Ruby was founded by ex-slaves who traveled from Louisiana after the Civil War. They originally founded the town, Haven, however, the next generation moved away from it and founded a new town, Ruby. Since these people were oppressed by whites and even turned away by the light colored of their own people, their community had become solid and didn't like outside people and the outside world. To protect their community, they despised change. It seemed like they segregated themselves to create their own paradise.
But the change came from the outside world in the wake of the citizens' movement for black people. Inwardly, they also changed themselves. The younger generation was changing, as is often the case in any community. Another change occurred when some unhealthy babies were born, because some marriages were against the "blood rule" of such a small community. Being threatened by changes that they were unable to cope with, they needed something to blame.

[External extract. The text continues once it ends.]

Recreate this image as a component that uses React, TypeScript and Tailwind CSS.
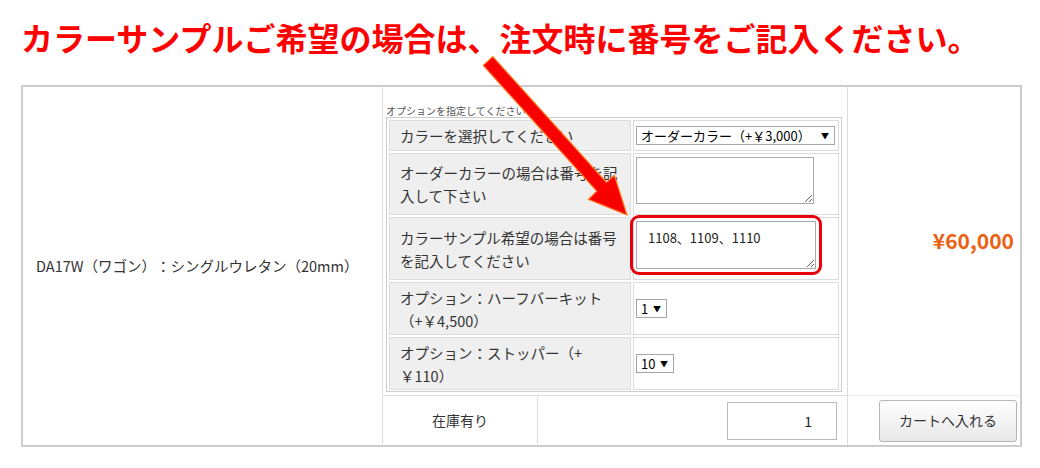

In the convent (which use to be a school for Indian girls), several women with traumatic pasts caused mainly by men, came to stay one by one from the outside world. They were very different from Ruby's people, for they were from the modern world of the 1970s. The men in Ruby decided that those women were the cause of their misfortune, so they decided to evict them from the convent. So, they found scapegoats. Even though those women were oppressed by society, the same as the original founders of Haven and Ruby, the men became their new oppressors.
With this terrible tragedy, Morrison starts to talk about the lives of the women of the convent, one at a time. Alongside of it, she introduces the complicated history of Haven and Ruby and the conflict of the people in the community. "They shoot the white girl first," is the first line of the novel. But in the convent, women didn't care about the color of their skin. They were battered women, that was enough for them. Morrison describes when one girl reached the convent, "The whole house felt permeated with a blessed malelessness, like a protected domain, free of hunters but exciting too."
While reading I often felt I was lost and later found what the author was talking about. Her writing style is an unusual one, more like verse than ordinary sentences. So I had to concentrate on reading, or I'd be lost. But reading this novel is rewarding, though it is a little hard. I like the author's intellectual and warm attitude toward people, and I felt her deep understanding for humanity.
登場人物にはそのひとがどういう人種なのか、一切書かれておらず、文体から想像していくのみです。ということも作者には何か意味することなのでしょう。
また、最初の出だしにあえて「the white girl」とした作者の意図はなんだったのか?と考えてしましました。
ノーベル賞を受賞した後の作品なので、どんなすばらしい作品かと期待していましたが、その期待を裏切られることはなく、すばらしい1冊だと思います。